Creating a PySpark Environment and DataFrame
To start using PySpark for grouping, you first need to set up a Spark session. Here’s how you can create a Spark session:
from pyspark.sql import SparkSession
spark = SparkSession.builder \
.appName("Grouping Data Example") \
.getOrCreate()
With the Spark session setup, let’s create a simple DataFrame that we’ll be using to demonstrate grouping by multiple columns:
from pyspark.sql import Row
data = [
Row(department="Finance", employee="John", salary=1000),
Row(department="Marketing", employee="Jill", salary=1200),
Row(department="Finance", employee="Bill", salary=1200),
Row(department="Sales", employee="Steve", salary=1500),
Row(department="Marketing", employee="Eva", salary=1300),
Row(department="Sales", employee="Sophie", salary=1600),
Row(department="Sales", employee="Brian", salary=1300),
Row(department="Finance", employee="Dylan", salary=1100),
Row(department="Marketing", employee="Alice", salary=1600)
]
df = spark.createDataFrame(data)
df.show()
The output of the code snippet will be:
+----------+--------+------+
|department|employee|salary|
+----------+--------+------+
| Finance| John| 1000|
| Marketing| Jill| 1200|
| Finance| Bill| 1200|
| Sales| Steve| 1500|
| Marketing| Eva| 1300|
| Sales| Sophie| 1600|
| Sales| Brian| 1300|
| Finance| Dylan| 1100|
| Marketing| Alice| 1600|
+----------+--------+------+
Grouping by Multiple Columns
When you want to group your data by more than one column, you can simply pass the column names as a list to the groupBy function. After the groupBy, you can then apply various aggregate functions. Let’s see how this works in practice.

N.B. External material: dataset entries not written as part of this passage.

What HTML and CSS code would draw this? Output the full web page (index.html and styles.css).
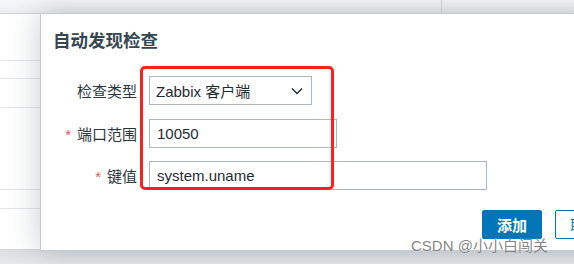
FILE: index.html
```html
<!DOCTYPE html>
<html lang="zh-CN">
<head>
    <meta charset="UTF-8">
    <title>自动发现检查</title>
    <link rel="stylesheet" href="styles.css">
</head>
<body>
    <div class="page">
        <div class="topbar">
            <div class="topcell first"></div>
            <div class="topcell"></div>
        </div>
        <div class="rows">
            <div class="row r1"></div>
            <div class="row r2"></div>
            <div class="row r3"></div>
            <div class="row r4"></div>
            <div class="row r5"></div>
        </div>
        <div class="footer"></div>
    </div>

    <div class="dialog">
        <h4 class="dialog-title">自动发现检查</h4>
        <div class="form">
            <label class="label">检查类型</label>
            <div class="select">
                <span>Zabbix 客户端</span>
                <svg class="arrow" width="12" height="8" viewBox="0 0 12 8">
                    <polyline points="1,1.5 6,6.5 11,1.5" fill="none" stroke="#1f2c33" stroke-width="1.4"/>
                </svg>
            </div>

            <label class="label"><span class="req">*</span>端口范围</label>
            <input class="field port" type="text" value="10050">

            <label class="label"><span class="req">*</span>键值</label>
            <input class="field key" type="text" value="system.uname">
        </div>
        <div class="buttons">
            <button class="btn primary">添加</button>
            <button class="btn alt">取消</button>
        </div>
    </div>

    <div class="mark"></div>
    <div class="watermark">CSDN @小小白闯关</div>
</body>
</html>
```

FILE: styles.css
```css
html, body {
    margin: 0;
    padding: 0;
}
body {
    width: 574px;
    height: 264px;
    overflow: hidden;
    position: relative;
    background: #fff;
    font-family: "Liberation Sans", Arial, "Noto Sans CJK SC", sans-serif;
    color: #1f2c33;
}
.page {
    height: 264px;
    display: flex;
    flex-direction: column;
}
.topbar {
    height: 13px;
    display: flex;
    background: linear-gradient(#f6f7f8, #eceef0);
    border-bottom: 1px solid #cfd5d9;
}
.topcell {
    flex: 1;
}
.topcell.first {
    flex: none;
    width: 441px;
    border-right: 1px solid #d4d9dd;
}
.rows {
    flex: 1;
    position: relative;
}
.row {
    border-bottom: 1px solid #e3e6e9;
}
.r1 { height: 46px; }
.r2 { height: 17px; }
.r3 { height: 28px; }
.r4 { height: 81px; }
.r5 { height: 18px; }
.footer {
    height: 14px;
    background: linear-gradient(#dcdfe2, #e6e8ea);
    border-top: 1px solid #d2d6da;
}

.dialog {
    position: absolute;
    left: 40px;
    top: 13px;
    width: 600px;
    height: 236px;
    background: #fff;
    border: 1px solid #c3cad0;
    box-shadow: 0 0 28px rgba(60, 75, 90, 0.28);
}
.dialog-title {
    margin: 0;
    padding: 14px 0 0 12px;
    font-size: 17.5px;
    line-height: 26px;
    font-weight: bold;
    color: #364652;
}
.form {
    display: grid;
    grid-template-columns: 84px auto;
    column-gap: 12px;
    row-gap: 13.5px;
    margin: 22px 0 0 12px;
    justify-items: start;
}
.label {
    justify-self: end;
    align-self: center;
    font-size: 15px;
    color: #2b3740;
}
.req {
    color: #e45959;
    margin-right: 6px;
}
.select, .field {
    box-sizing: border-box;
    height: 29px;
    border: 1px solid #acb7bf;
    background: #fff;
    font-family: inherit;
    font-size: 15px;
    color: #1f2c33;
}
.select {
    width: 163px;
    display: flex;
    align-items: center;
    justify-content: space-between;
    padding: 0 8px 0 6px;
}
.arrow {
    margin-top: 1px;
}
.field {
    padding: 0 7px;
    outline: none;
}
.port { width: 188px; }
.key { width: 338px; }

.buttons {
    display: flex;
    gap: 13px;
    margin: 20px 0 0 441px;
}
.btn {
    box-sizing: border-box;
    height: 29px;
    padding: 0 14px;
    font-family: inherit;
    font-size: 15px;
    border-radius: 2px;
    border: 1px solid #0275b8;
}
.primary {
    width: 60px;
    background: #0275b8;
    color: #fff;
    font-weight: bold;
}
.alt {
    background: #fff;
    color: #0275b8;
}

.mark {
    position: absolute;
    left: 140px;
    top: 66px;
    width: 188px;
    height: 118px;
    border: 3px solid #ff1f1f;
    border-radius: 5px;
}
.watermark {
    position: absolute;
    left: 411px;
    top: 236px;
    font-size: 15px;
    line-height: 20px;
    color: rgba(110, 110, 110, 0.85);
    text-shadow: 0 0 1px #fff;
}
```
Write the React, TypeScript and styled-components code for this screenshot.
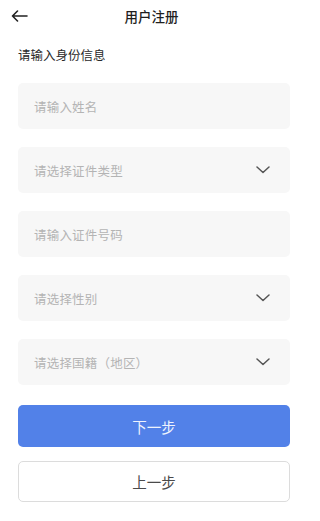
import styled, { createGlobalStyle } from 'styled-components';

const GlobalStyle = createGlobalStyle`
  html, body {
    margin: 0;
    padding: 0;
    background: #ffffff;
  }
  body {
    font-family: "Noto Sans CJK SC", "Noto Sans", sans-serif;
  }
  * {
    box-sizing: border-box;
  }
`;

const Page = styled.div`
  width: 303px;
  min-height: 521px;
  background: #ffffff;
  display: flex;
  flex-direction: column;
`;

// Top bar with back arrow and centered title
const NavBar = styled.div`
  height: 32px;
  display: grid;
  grid-template-columns: 40px 1fr 40px;
  align-items: center;
`;

const BackButton = styled.div`
  display: flex;
  align-items: center;
  padding-left: 11px;
  height: 32px;
`;

const Title = styled.div`
  text-align: center;
  font-size: 13.5px;
  font-weight: 500;
  color: #1f1f1f;
  line-height: 32px;
`;

const Content = styled.div`
  padding: 14px 13px 0 18px;
  display: flex;
  flex-direction: column;
`;

const SectionLabel = styled.div`
  font-size: 12.5px;
  color: #2a2a2a;
  line-height: 18px;
  margin-bottom: 19px;
`;

const FieldList = styled.div`
  display: flex;
  flex-direction: column;
  gap: 18px;
`;

const Field = styled.div`
  height: 46px;
  border-radius: 5px;
  background: #f7f7f7;
  display: flex;
  align-items: center;
  justify-content: space-between;
  padding: 0 20px 0 16px;
`;

const Placeholder = styled.span`
  font-size: 12.5px;
  color: #b4b4b4;
  letter-spacing: 0.2px;
`;

const Buttons = styled.div`
  margin-top: 20px;
  display: flex;
  flex-direction: column;
  gap: 14px;
`;

const Button = styled.div<{ primary?: boolean }>`
  height: ${(p) => (p.primary ? '42px' : '41px')};
  border-radius: 5px;
  display: flex;
  align-items: center;
  justify-content: center;
  font-size: 14.5px;
  background: ${(p) => (p.primary ? '#5281e8' : '#ffffff')};
  color: ${(p) => (p.primary ? '#eef3fd' : '#4a4a4a')};
  border: ${(p) => (p.primary ? 'none' : '1px solid #dcdcdc')};
`;

const Chevron = () => (
  <svg width="14" height="8" viewBox="0 0 14 8" fill="none">
    <path d="M1 1L7 6.5L13 1" stroke="#555" strokeWidth="1.5" strokeLinecap="round" strokeLinejoin="round" />
  </svg>
);

const BackArrow = () => (
  <svg width="17" height="12" viewBox="0 0 17 12" fill="none">
    <path d="M16 6H1.5M6.5 1L1.5 6L6.5 11" stroke="#222" strokeWidth="1.6" strokeLinecap="round" strokeLinejoin="round" />
  </svg>
);

const fields: { label: string; select: boolean }[] = [
  { label: '请输入姓名', select: false },
  { label: '请选择证件类型', select: true },
  { label: '请输入证件号码', select: false },
  { label: '请选择性别', select: true },
  { label: '请选择国籍（地区）', select: true },
];

export default function App() {
  return (
    <>
      <GlobalStyle />
      <Page>
        <NavBar>
          <BackButton>
            <BackArrow />
          </BackButton>
          <Title>用户注册</Title>
          <div />
        </NavBar>
        <Content>
          <SectionLabel>请输入身份信息</SectionLabel>
          <FieldList>
            {fields.map((f) => (
              <Field key={f.label}>
                <Placeholder>{f.label}</Placeholder>
                {f.select && <Chevron />}
              </Field>
            ))}
          </FieldList>
          <Buttons>
            <Button primary>下一步</Button>
            <Button>上一步</Button>
          </Buttons>
        </Content>
      </Page>
    </>
  );
}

Example: Grouping by Two Columns
Let’s suppose you are interested in grouping the above DataFrame by department and employee to find out the total salary for each employee within each department. Here’s how you can do it:
from pyspark.sql.functions import sum
grouped_df = df.groupBy(["department", "employee"]).agg(sum("salary").alias("total_salary"))
grouped_df.show()
After running the above code following output will be displayed, showing the total salary for each employee in each department:
+----------+--------+------------+
|department|employee|total_salary|
+----------+--------+------------+
| Finance| John| 1000|
| Marketing| Jill| 1200|
| Finance| Bill| 1200|
| Sales| Steve| 1500|
| Marketing| Eva| 1300|
| Sales| Sophie| 1600|
| Sales| Brian| 1300|
| Finance| Dylan| 1100|
| Marketing| Alice| 1600|
+----------+--------+------------+
More Complex Aggregations
You can also calculate other kinds of aggregations like average, min, max, etc., on different columns after grouping. Let’s find the average salary along with the maximum and minimum salary in each department:
from pyspark.sql.functions import avg, max, min
complex_agg_df = df.groupBy("department") \
.agg(
avg("salary").alias("average_salary"),
max("salary").alias("max_salary"),
min("salary").alias("min_salary")
)
complex_agg_df.show()
The resulting DataFrame will have the average, maximum, and minimum salary for each department:
+----------+--------------+----------+----------+
|department|average_salary|max_salary|min_salary|
+----------+--------------+----------+----------+
| Finance| 1100.0| 1200| 1000|
| Marketing| 1366.67| 1600| 1200|
| Sales| 1466.67| 1600| 1300|
+----------+--------------+----------+----------+
Sorting Grouped Data
After grouping and aggregating the data, you might need to sort the results. You can use the orderBy method to sort the data based on the aggregate function result.
Sorting Example with Aggregated Data
Let’s sort the previous complex aggregated DataFrame based on the average salary in descending order:
sorted_df = complex_agg_df.orderBy("average_salary", ascending=False)
sorted_df.show()
The output will show the departments sorted by their average salaries:
+----------+--------------+----------+----------+
|department|average_salary|max_salary|min_salary|
+----------+--------------+----------+----------+
| Marketing| 1366.67| 1600| 1200|
| Sales| 1466.67| 1600| 1300|
| Finance| 1100.0| 1200| 1000|
+----------+--------------+----------+----------+
Grouping with Filter Conditions
Sometimes, before grouping the data, you may want to filter the DataFrame based on certain conditions. PySpark allows you to filter rows using the filter or where methods.
Filtering Before Grouping
Let’s say we only want to analyze data for departments where the salary is greater than 1200. Here is how to apply a filter condition before grouping:
filtered_df = df.filter(df.salary > 1200)
filtered_grouped_df = filtered_df.groupBy("department").agg(sum("salary").alias("total_salary"))
filtered_grouped_df.show()
The output will display total salaries by department, considering only employees with salaries greater than 1200:
+----------+------------+
|department|total_salary|
+----------+------------+
| Marketing| 4200|
| Sales| 4400|
+----------+------------+
In summary, grouping by multiple columns in PySpark allows data analysts to explore complex relationships within their data. The ability to perform different aggregation functions and apply filters provides insights that are instrumental in making data-driven decisions.